Prosecution in Extreme Cases:
In rare cases of willful default, where tax liability exceeds ₹25 lakh, late filing or non-filing of ITR may even lead to prosecution under the Income Tax Act.
Revised Return vs Belated Return:
Many taxpayers confuse between a revised return and a belated return. Here’s the difference:
Benefits of Filing a Belated Return:
Even though filing late has drawbacks, it is still better than not filing at all. Some benefits include:
- Avoids Penalties for Non-Filing: Not filing an ITR at all may attract notices, heavy penalties, and even prosecution. A belated return helps avoid these.
- Compliance with Income Tax Act: Filing ensures you remain a law-abiding taxpayer.
- Loan and Visa Processing: ITR filing is often required for bank loans, credit cards, and visa applications.
- Claim Refunds: If excess TDS was deducted, you can claim a refund only by filing a return.
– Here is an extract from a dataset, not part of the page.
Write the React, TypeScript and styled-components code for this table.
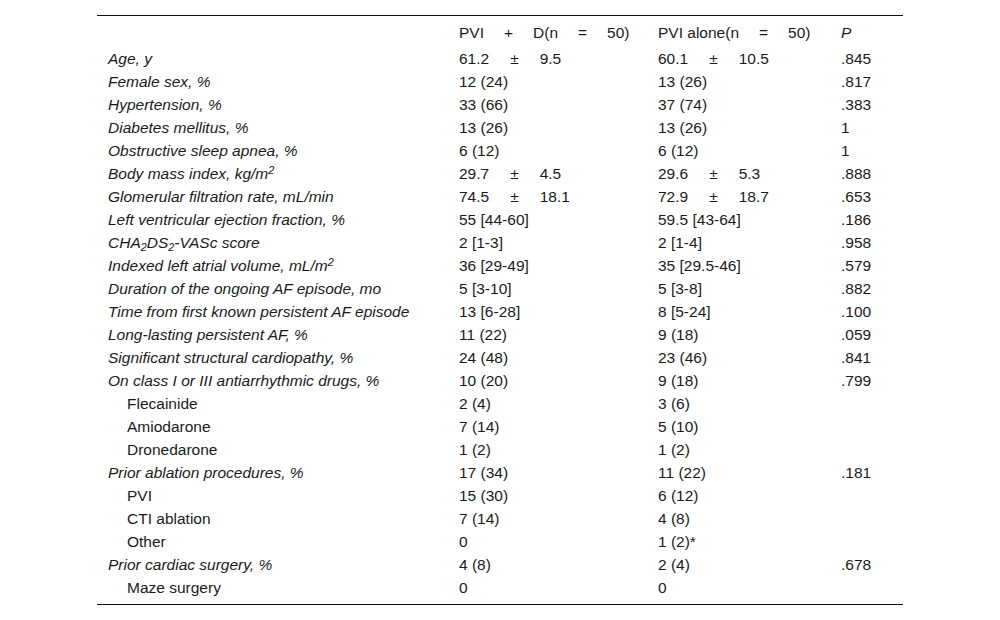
import React from "react";
import styled, { createGlobalStyle } from "styled-components";

const GlobalStyle = createGlobalStyle`
  body {
    margin: 0;
    background: #fff;
    font-family: "Liberation Sans", Arial, sans-serif;
    color: #1a1a1a;
  }
`;

const Page = styled.div`
  padding: 15px 97px;
`;

const Table = styled.table`
  width: 806px;
  border-collapse: collapse;
  border-top: 1px solid #111;
  border-bottom: 1px solid #111;
  font-size: 15.5px;
  table-layout: fixed;

  th,
  td {
    box-sizing: border-box;
  }
`;

const HeadCell = styled.th<{ $w: number; $italic?: boolean }>`
  width: ${(p) => p.$w}px;
  text-align: left;
  font-weight: normal;
  font-style: ${(p) => (p.$italic ? "italic" : "normal")};
  padding: 5px 11px 3px;
  height: 31px;
  line-height: 23px;
  white-space: nowrap;
`;

const Row = styled.tr<{ $last?: boolean }>`
  td {
    padding-bottom: ${(p) => (p.$last ? "5px" : "0")};
    height: ${(p) => (p.$last ? "28px" : "23px")};
  }
`;

const LabelCell = styled.td<{ $sub?: boolean }>`
  padding: 0 11px 0 ${(p) => (p.$sub ? "30px" : "11px")};
  font-style: ${(p) => (p.$sub ? "normal" : "italic")};
  line-height: 23px;
  white-space: nowrap;
`;

const ValueCell = styled.td`
  padding: 0 11px;
  line-height: 23px;
  white-space: nowrap;
`;

const Op = styled.span<{ $gap?: number }>`
  margin: 0 ${(p) => p.$gap ?? 20}px;
`;

const Sub = styled.sub`
  font-size: 0.7em;
  line-height: 0;
  vertical-align: -0.3em;
`;

const Sup = styled.sup`
  font-size: 0.7em;
  line-height: 0;
  vertical-align: 0.5em;
`;

const pm = (a: string, b: string) => (
  <>
    {a}
    <Op $gap={21}>±</Op>
    {b}
  </>
);

interface DataRow {
  label: React.ReactNode;
  sub?: boolean;
  a: React.ReactNode;
  b: React.ReactNode;
  p: string;
}

const rows: DataRow[] = [
  { label: "Age, y", a: pm("61.2", "9.5"), b: pm("60.1", "10.5"), p: ".845" },
  { label: "Female sex, %", a: "12 (24)", b: "13 (26)", p: ".817" },
  { label: "Hypertension, %", a: "33 (66)", b: "37 (74)", p: ".383" },
  { label: "Diabetes mellitus, %", a: "13 (26)", b: "13 (26)", p: "1" },
  { label: "Obstructive sleep apnea, %", a: "6 (12)", b: "6 (12)", p: "1" },
  {
    label: (
      <>
        Body mass index, kg/m<Sup>2</Sup>
      </>
    ),
    a: pm("29.7", "4.5"),
    b: pm("29.6", "5.3"),
    p: ".888",
  },
  { label: "Glomerular filtration rate, mL/min", a: pm("74.5", "18.1"), b: pm("72.9", "18.7"), p: ".653" },
  { label: "Left ventricular ejection fraction, %", a: "55 [44-60]", b: "59.5 [43-64]", p: ".186" },
  {
    label: (
      <>
        CHA<Sub>2</Sub>DS<Sub>2</Sub>-VASc score
      </>
    ),
    a: "2 [1-3]",
    b: "2 [1-4]",
    p: ".958",
  },
  {
    label: (
      <>
        Indexed left atrial volume, mL/m<Sup>2</Sup>
      </>
    ),
    a: "36 [29-49]",
    b: "35 [29.5-46]",
    p: ".579",
  },
  { label: "Duration of the ongoing AF episode, mo", a: "5 [3-10]", b: "5 [3-8]", p: ".882" },
  { label: "Time from first known persistent AF episode", a: "13 [6-28]", b: "8 [5-24]", p: ".100" },
  { label: "Long-lasting persistent AF, %", a: "11 (22)", b: "9 (18)", p: ".059" },
  { label: "Significant structural cardiopathy, %", a: "24 (48)", b: "23 (46)", p: ".841" },
  { label: "On class I or III antiarrhythmic drugs, %", a: "10 (20)", b: "9 (18)", p: ".799" },
  { label: "Flecainide", sub: true, a: "2 (4)", b: "3 (6)", p: "" },
  { label: "Amiodarone", sub: true, a: "7 (14)", b: "5 (10)", p: "" },
  { label: "Dronedarone", sub: true, a: "1 (2)", b: "1 (2)", p: "" },
  { label: "Prior ablation procedures, %", a: "17 (34)", b: "11 (22)", p: ".181" },
  { label: "PVI", sub: true, a: "15 (30)", b: "6 (12)", p: "" },
  { label: "CTI ablation", sub: true, a: "7 (14)", b: "4 (8)", p: "" },
  { label: "Other", sub: true, a: "0", b: "1 (2)*", p: "" },
  { label: "Prior cardiac surgery, %", a: "4 (8)", b: "2 (4)", p: ".678" },
  { label: "Maze surgery", sub: true, a: "0", b: "0", p: "" },
];

const App = () => {
  return (
    <Page>
      <GlobalStyle />
      <Table>
        <thead>
          <tr>
            <HeadCell $w={351} />
            <HeadCell $w={199}>
              PVI<Op>+</Op>D(n<Op>=</Op>50)
            </HeadCell>
            <HeadCell $w={183}>
              PVI alone(n<Op>=</Op>50)
            </HeadCell>
            <HeadCell $w={73} $italic>
              P
            </HeadCell>
          </tr>
        </thead>
        <tbody>
          {rows.map((r, i) => (
            <Row key={i} $last={i === rows.length - 1}>
              <LabelCell $sub={r.sub}>{r.label}</LabelCell>
              <ValueCell>{r.a}</ValueCell>
              <ValueCell>{r.b}</ValueCell>
              <ValueCell>{r.p}</ValueCell>
            </Row>
          ))}
        </tbody>
      </Table>
    </Page>
  );
};

export default App;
- Regularizes Tax Records: Filing late still maintains a financial record with the government.
Practical Tips for Taxpayers:
- File Before Due Date: Avoid penalties and interest by filing before the deadline.
- Keep Documents Ready: Maintain Form 16, Form 26AS, AIS, TDS certificates, and deduction proofs.
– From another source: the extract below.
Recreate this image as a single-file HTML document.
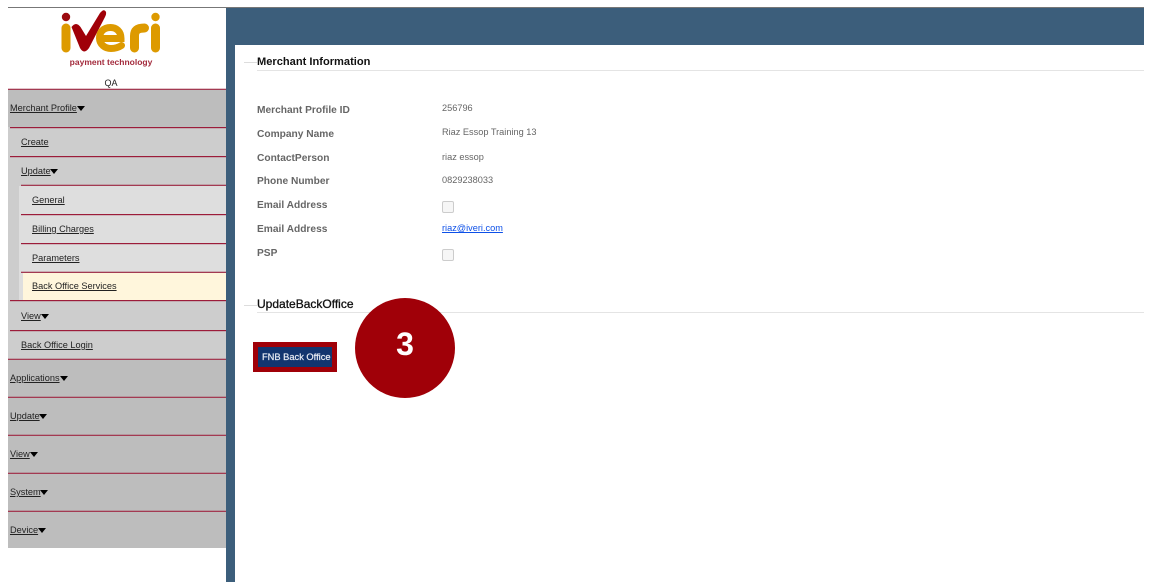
<!DOCTYPE html>
<html>
<head>
<meta charset="utf-8">
<style>
html,body{margin:0;padding:0;background:#fff;width:1155px;height:582px;overflow:hidden;font-family:"Liberation Sans",sans-serif}
#w{left:0;top:0;width:1155px;height:582px;filter:blur(0.3px)}
div,a,span,svg{position:absolute}
.bar{left:8px;top:7px;width:1136px;height:1px;background:#777}
.blue{left:226px;top:8px;width:918px;height:37px;background:#3c5e7b}
.blue2{left:226px;top:45px;width:9px;height:537px;background:#3c5e7b}
.row{background:#cdcdcd;left:8px;width:218px}
.m{background:#bdbdbd}
.ln{height:1px;background:#9c1c3a;box-shadow:0 1px 0 rgba(156,28,58,.2)}
.p{background:#a33a52;box-shadow:0 -1px 0 rgba(163,58,82,.3)}
.t{font-size:9.2px;color:#222;text-decoration:underline;white-space:nowrap;line-height:11px}
.tri{width:0;height:0;border-left:4.5px solid transparent;border-right:4.5px solid transparent;border-top:5px solid #000}
.lb{left:257px;font-size:10.2px;font-weight:bold;color:#666;white-space:nowrap;line-height:12px}
.v{left:442px;font-size:9.2px;color:#666;white-space:nowrap;line-height:11px}
.cb{left:442px;width:10px;height:10px;border:1px solid #ccc;border-radius:2px;background:#f6f6f6}
.h{left:257px;font-size:11.1px;font-weight:bold;color:#111;white-space:nowrap;line-height:14px}
</style>
</head>
<body>
<div id="w">
<div class="bar"></div>
<div class="blue"></div>
<div class="blue2"></div>

<svg style="left:55px;top:8px" width="112" height="48" viewBox="55 8 112 48">
  <circle cx="66" cy="17" r="4.200" fill="#9c0b10"/>
  <path d="M66 28V48" stroke="#dd9a00" stroke-width="9" stroke-linecap="round" fill="none"/>
  <path d="M71.500 27Q76 21 80.500 27L86 36L100 13Q104 8 106 12Q106.500 14 105 17L89 48Q84 55 80 48Z" fill="#a00008"/>
  <path d="M99.500 38.500H121C121 31 116 27.500 110.500 27.500C103.500 27.500 99.500 32 99.500 38C99.500 44.500 105 48.500 111 48.500C115 48.500 118.500 47.500 121.500 45.500" stroke="#dd9a00" stroke-width="7" stroke-linecap="round" fill="none"/>
  <path d="M134.500 48V36C134.500 30 138 28 144.500 28" stroke="#dd9a00" stroke-width="9" stroke-linecap="round" fill="none"/>
  <circle cx="155.500" cy="17" r="4.200" fill="#dd9a00"/>
  <path d="M155.500 28V48" stroke="#dd9a00" stroke-width="9" stroke-linecap="round" fill="none"/>
</svg>
<div style="left:8px;width:206px;top:57px;text-align:center;font-size:8.5px;font-weight:bold;color:#a32a3c;line-height:11px">payment technology</div>
<div style="left:8px;width:206px;top:78px;text-align:center;font-size:9px;color:#222;line-height:11px">QA</div>

<!-- sidebar backgrounds -->
<div class="row m" style="top:89px;height:38px"></div>
<div class="row" style="top:127px;height:232px"></div>
<div style="left:19px;top:186px;width:207px;height:115px;background:#dedede"></div>
<div style="left:23px;top:273px;width:203px;height:27px;background:#fff6dc"></div>
<div class="row m" style="top:359px;height:189px"></div>

<!-- lines -->
<div class="ln p" style="left:8px;width:218px;top:89px"></div>
<div class="ln" style="left:10px;width:216px;top:127px"></div>
<div class="ln" style="left:10px;width:216px;top:156px"></div>
<div class="ln p" style="left:21px;width:205px;top:185px"></div>
<div class="ln" style="left:21px;width:205px;top:214px"></div>
<div class="ln" style="left:21px;width:205px;top:243px"></div>
<div class="ln p" style="left:21px;width:205px;top:272px"></div>
<div class="ln" style="left:10px;width:216px;top:300px"></div>
<div class="ln" style="left:10px;width:216px;top:330px"></div>
<div class="ln p" style="left:8px;width:218px;top:359px"></div>
<div class="ln p" style="left:8px;width:218px;top:397px"></div>
<div class="ln p" style="left:8px;width:218px;top:435px"></div>
<div class="ln p" style="left:8px;width:218px;top:473px"></div>
<div class="ln p" style="left:8px;width:218px;top:511px"></div>

<!-- sidebar text -->
<a class="t" style="left:10px;top:103px">Merchant Profile</a><div class="tri" style="left:77px;top:106px"></div>
<a class="t" style="left:21px;top:137px">Create</a>
<a class="t" style="left:21px;top:166px">Update</a><div class="tri" style="left:50px;top:169px"></div>
<a class="t" style="left:32px;top:195px">General</a>
<a class="t" style="left:32px;top:224px">Billing Charges</a>
<a class="t" style="left:32px;top:253px">Parameters</a>
<a class="t" style="left:32px;top:281px">Back Office Services</a>
<a class="t" style="left:21px;top:311px">View</a><div class="tri" style="left:41px;top:314px"></div>
<a class="t" style="left:21px;top:340px">Back Office Login</a>
<a class="t" style="left:10px;top:373px">Applications</a><div class="tri" style="left:60px;top:376px"></div>
<a class="t" style="left:10px;top:411px">Update</a><div class="tri" style="left:39px;top:414px"></div>
<a class="t" style="left:10px;top:449px">View</a><div class="tri" style="left:30px;top:452px"></div>
<a class="t" style="left:10px;top:487px">System</a><div class="tri" style="left:40px;top:490px"></div>
<a class="t" style="left:10px;top:525px">Device</a><div class="tri" style="left:38px;top:528px"></div>

<!-- content -->
<div style="left:244px;top:62px;width:13px;height:1px;background:#ddd"></div>
<div style="left:257px;top:70px;width:887px;height:1px;background:#e4e4e4"></div>
<div class="h" style="top:55px">Merchant Information</div>

<div class="lb" style="top:105px">Merchant Profile ID</div>
<div class="v" style="top:103px">256796</div>
<div class="lb" style="top:129px">Company Name</div>
<div class="v" style="top:127px">Riaz Essop Training 13</div>
<div class="lb" style="top:153px">ContactPerson</div>
<div class="v" style="top:152px">riaz essop</div>
<div class="lb" style="top:176px">Phone Number</div>
<div class="v" style="top:175px">0829238033</div>
<div class="lb" style="top:200px">Email Address</div>
<div class="cb" style="top:201px"></div>
<div class="lb" style="top:224px">Email Address</div>
<a class="v" style="top:223px;color:#0d50e8;text-decoration:underline">riaz@iveri.com</a>
<div class="lb" style="top:248px">PSP</div>
<div class="cb" style="top:249px"></div>

<div style="left:244px;top:305px;width:13px;height:1px;background:#ddd"></div>
<div style="left:257px;top:312px;width:887px;height:1px;background:#e4e4e4"></div>
<div class="h" style="top:297px;font-size:12px;font-weight:normal;-webkit-text-stroke:0.3px #111">UpdateBackOffice</div>

<div style="left:253px;top:342px;width:84px;height:30px;background:#a00008"></div>
<div style="left:258px;top:347px;width:74px;height:20px;background:#12356f"></div>
<div style="left:262px;top:347px;color:#e8ecf4;font-size:9.3px;-webkit-text-stroke:0.2px #e8ecf4;line-height:20px;white-space:nowrap">FNB Back Office</div>

<div style="left:355px;top:298px;width:100px;height:100px;border-radius:50%;background:#a00008;color:#fff;font-size:32px;font-weight:bold;line-height:92px;text-align:center">3</div>
</div>
</body>
</html>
- Pay Taxes on Time: Clear outstanding taxes to avoid high interest under Section 234.
- Use Professional Help: Consult a CA or tax expert if unsure about filing.
- Track Notifications: Keep an eye on CBDT circulars for any extension of deadlines.
Conclusion:
A belated return in income tax acts as a second chance for taxpayers who miss the original filing deadline. While it comes with penalties and certain restrictions, it still helps individuals and businesses remain compliant with the law. Filing an ITR, whether on time or belatedly, is crucial for financial credibility, claiming refunds, and avoiding legal consequences. Therefore, it is always advisable to file your income tax return within the due date. But if you miss it, do not ignore your responsibility—use the provision of a belated return under Section 139(4) to regularize your tax records. Timely compliance not only saves you from unnecessary penalties but also contributes to your long-term financial well-being.